O carisma de Clint Eastwood é indissociável do filme. É um dos monstros com assinatura, e se lhe escreverem um papel, ele exponencia-o até onde isso for possível. É o que acontece aqui. O seu Gus é acido, amargo e agreste, violentamente seco e sarcástico, à semelhança de muitos outros dos seus papéis, mas a chapa é tão boa, e sai-lhe tudo tão natural, que não há nada para pôr em questão. Ao mesmo tempo, e até com o mesmo desalento e a mesma indignação, e do alto dos seus gloriosos 82 anos, Eastwood ainda consegue ser comovente, no homem incapaz de criar a sua menina, que "fez o melhor que sabia", e que preferiu afastá-la, só para que não a pudesse magoar. Se a carreira como realizador já viu melhores dias, bem-dito seja o regresso de alguém deste tamanho aos ecrãs (quatro anos depois do também excelente Gran Torino).

Amy Adams continua a acumular grandes papéis. Com 3 nomeações aos Óscares nos últimos 6 anos!, dá, em Trouble with the Curve, mais uma mostra da sua extrema versatilidade, a conjugar o jeito casual de girl next door, a energia rebelde de uma miúda que cresceu nos circuitos de baseball com o pai, e que sabe tudo sobre o jogo, e as profundas marcas deixadas pela sua infância disfuncional. Todas as contra-cenas com Eastwood têm uma pessoalidade muito grande, e sem esse excelente encaixe entre os dois o filme não poderia ter resultado. Finalmente, Timberlake empresta tudo o que se lhe pedia. É bem disposto, carismático e tem uma naturalidade com a câmara.
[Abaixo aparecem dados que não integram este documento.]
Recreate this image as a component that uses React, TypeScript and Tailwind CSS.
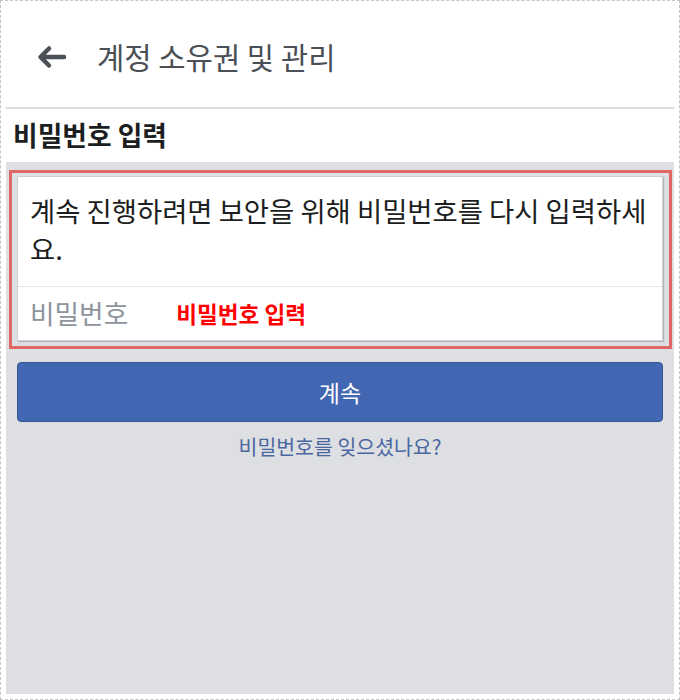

Dá gozo e dá cor ao romance, e assenta perfeitamente no papel.

As críticas têm sido francamente más, mas isso é coisa que me ultrapassa. Trouble with the Curve não é inovador na fórmula, não é trágico, e é lírico de vez em quando, mas tem ambiente, um carisma farto, uma humanidade indiscutível, um romance saboroso, e excelentes personagens, e é, sem dúvidas, um dos grandes filmes de 2012.